Когда М. В. увидел, как я написал по — немецки «Byzantinische» через «i» — «Bizantinische», все было кончено. Спустя два года я набрался смелости и стал излагать ему свои идеи. На этот раз они имелись, да и сложились не на пустом месте, а в результате знакомства с подлинным материалом — французской книжной миниатюрой готической поры из собрания Публичной библиотеки. Они не были оригинальными, но, право же, кое‑как отвечали действительному положению дел. М. В. вежливо уклонился от обсуждения, сказав, что мы, т. е. они, искусствоведы старой школы, больше как‑то насчет формы, а тут… Не знаю, был ли этому причиной проклятый византийский игрек или что другое, но руководителя в моих студенческих средневековых занятиях у меня не было. К тому моменту, когда надо было выбирать тему дипломного сочинения, я уже довольно далеко продвинулся в изучении французских иллюминованных рукописей, но в те беспросветные времена защита диплома на западную, да еще средневековую тему была невозможна. Пришлось подбирать другую тему.
Формально я числился в семинаре Валентина Яковлевича Бродского, а он был специалистом по искусству Нового времени. В. Я. в ненавязчивой форме предложил заняться советской сатирической графикой, то бишь политической карикатурой. Ну, нет, спасибо, предмет был не для меня. Более конструктивен был М. Каган: он посоветовал заняться Александром Ивановым и наметил аспект — Иванов и русская общественная мысль его времени. Это было серьезно, и я решился. Так Иванов и его эпоха попали в поле моих интересов.
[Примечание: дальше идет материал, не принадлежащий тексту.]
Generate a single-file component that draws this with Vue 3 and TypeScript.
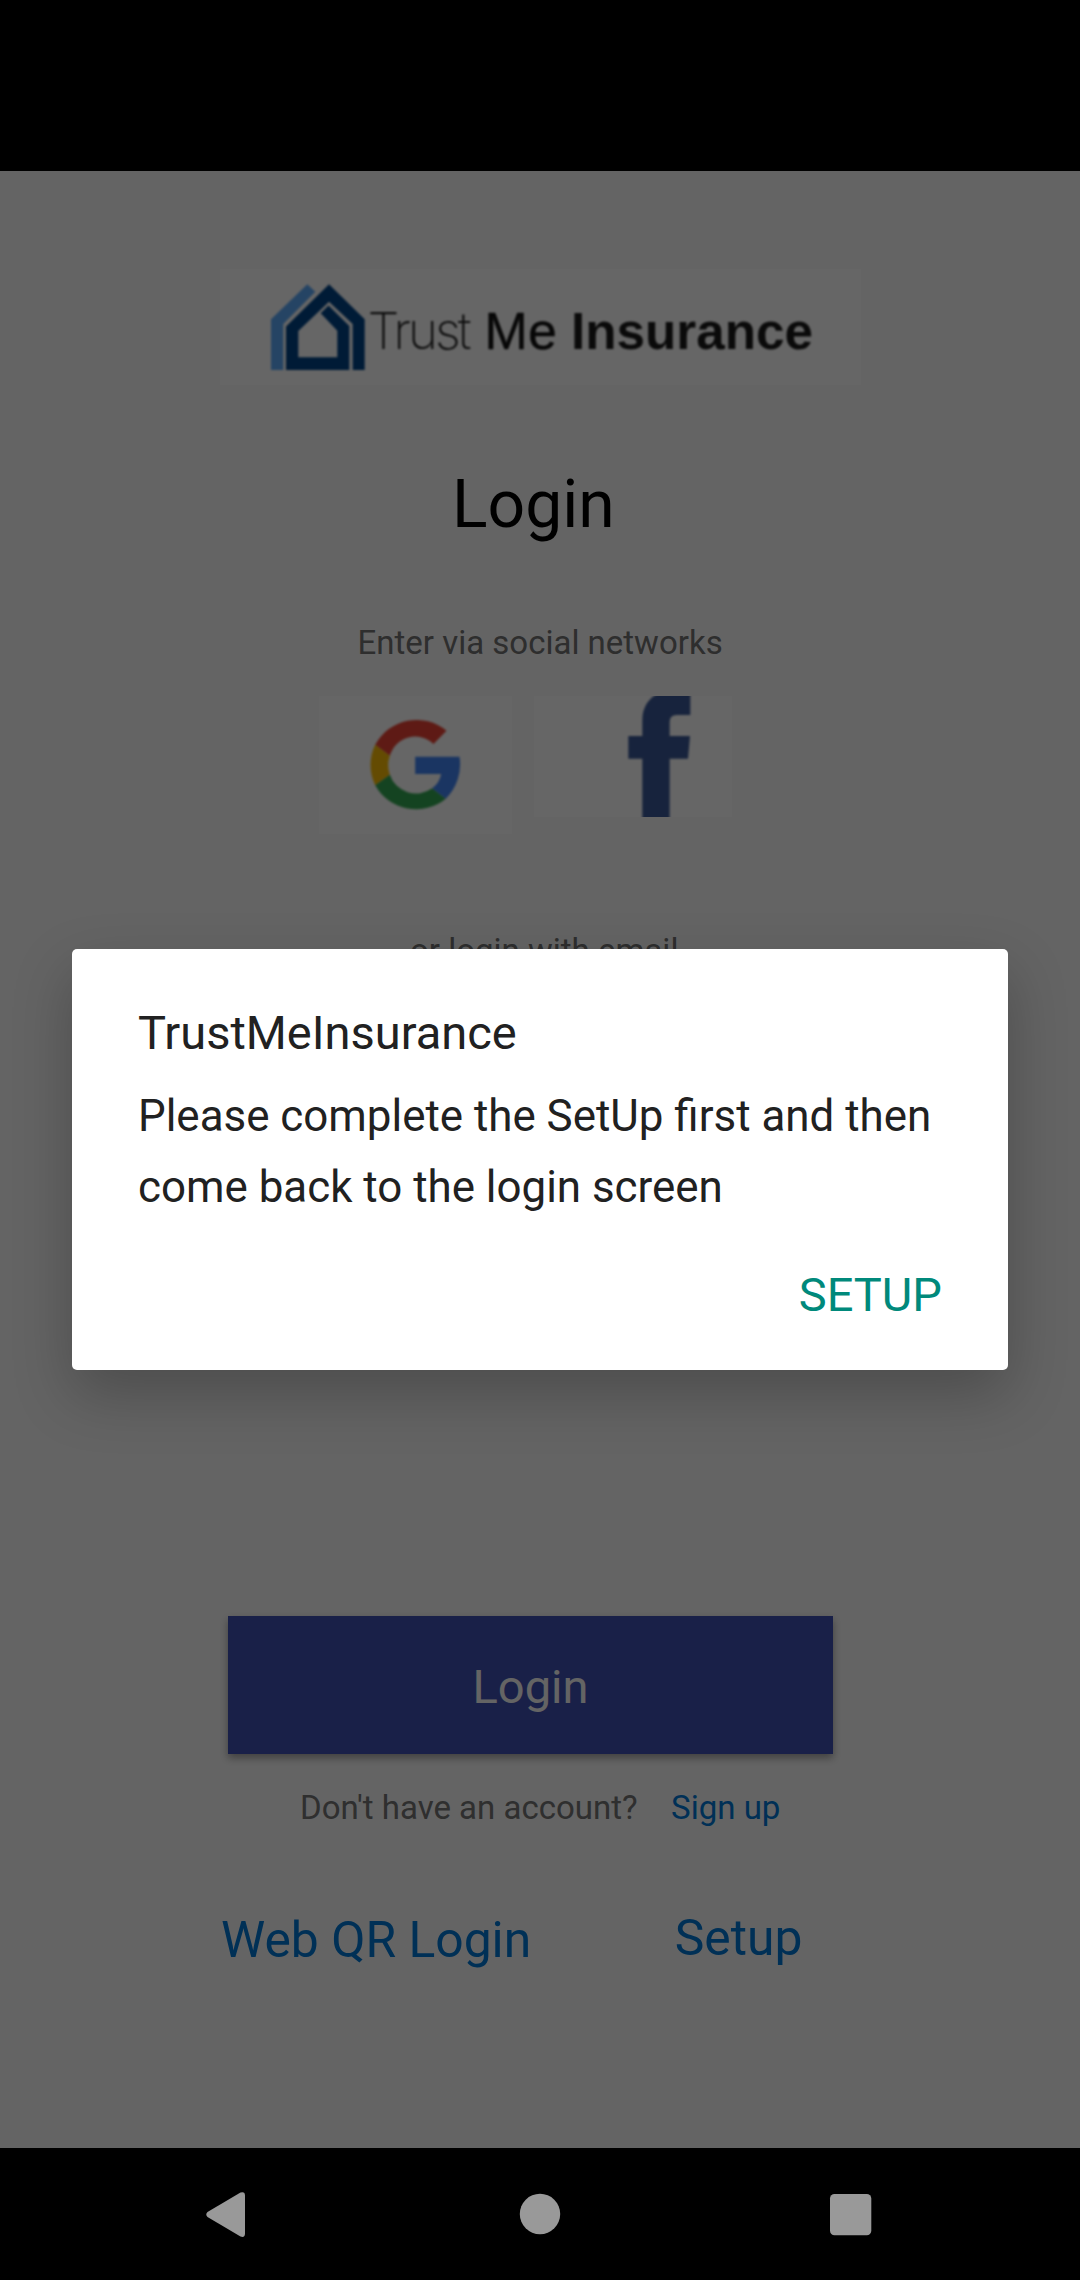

По окончании университета я отправился в Таллинн на ловлю счастья и чинов[34]
. Ибо после получения диплома меня немедленно прогнали в Ленинграде даже с той не самой завидной работы, которую я исполнял, будучи студентом. Работа в Таллинне, не без отчаянной борьбы, но нашлась. А тема Иванова не была оставлена. Началось с того, что университетская кафедра предложила мне переработать главу из диплома для кафедрального сборника статей. Я так и сделал, и статья была послана в Ленинград[35]. Далее, все тот же М. Каган написал мне, что надо переработать и дополнить другие главы — и защищать их в качестве кандидатской диссертации. Мысль была недурна, и я начал проводить ее в жизнь с той основательной неторопливостью, которая отличала меня с самого детства. Отец называл меня кунктатором — и справедливо. Я за брался в архивы и сокрытые от праздных глаз музейные хранилища, дел оказалось выше головы, а между тем жил—тο я в Таллинне и в обеих столицах, где находились все материалы, мог бывать только наездами. Словом, диссертация не появилась. Но нескольких статей, которые были опубликованы тогда, в пятидесятые годы, я не стыжусь, там почти все в порядке, на них ссылаются до сих пор.Последней моей «ивановской» работой была подготовка документов для многотомного издания «Мастера искусства об искусстве»; там буквально каждая строка была проверена по архивам и устранено много ошибок, которые по традиции странствовали из одной публикации в другую. Когда я сдавал весь материал научному редактору тома профессору Федорову — Давыдову, я не отказал себе в удовольствии показать ему наиболее занятные ляпсусы. В одном месте он, дернув себя за бороду, воскликнул: «Черт побери, я двадцать пять лет толкую студентам это место, говорю им о ранних царистских иллюзиях Иванова…» Действительно, в старой публикации было написано «Николай Первый», а в рукописи — «Николай Пуссен».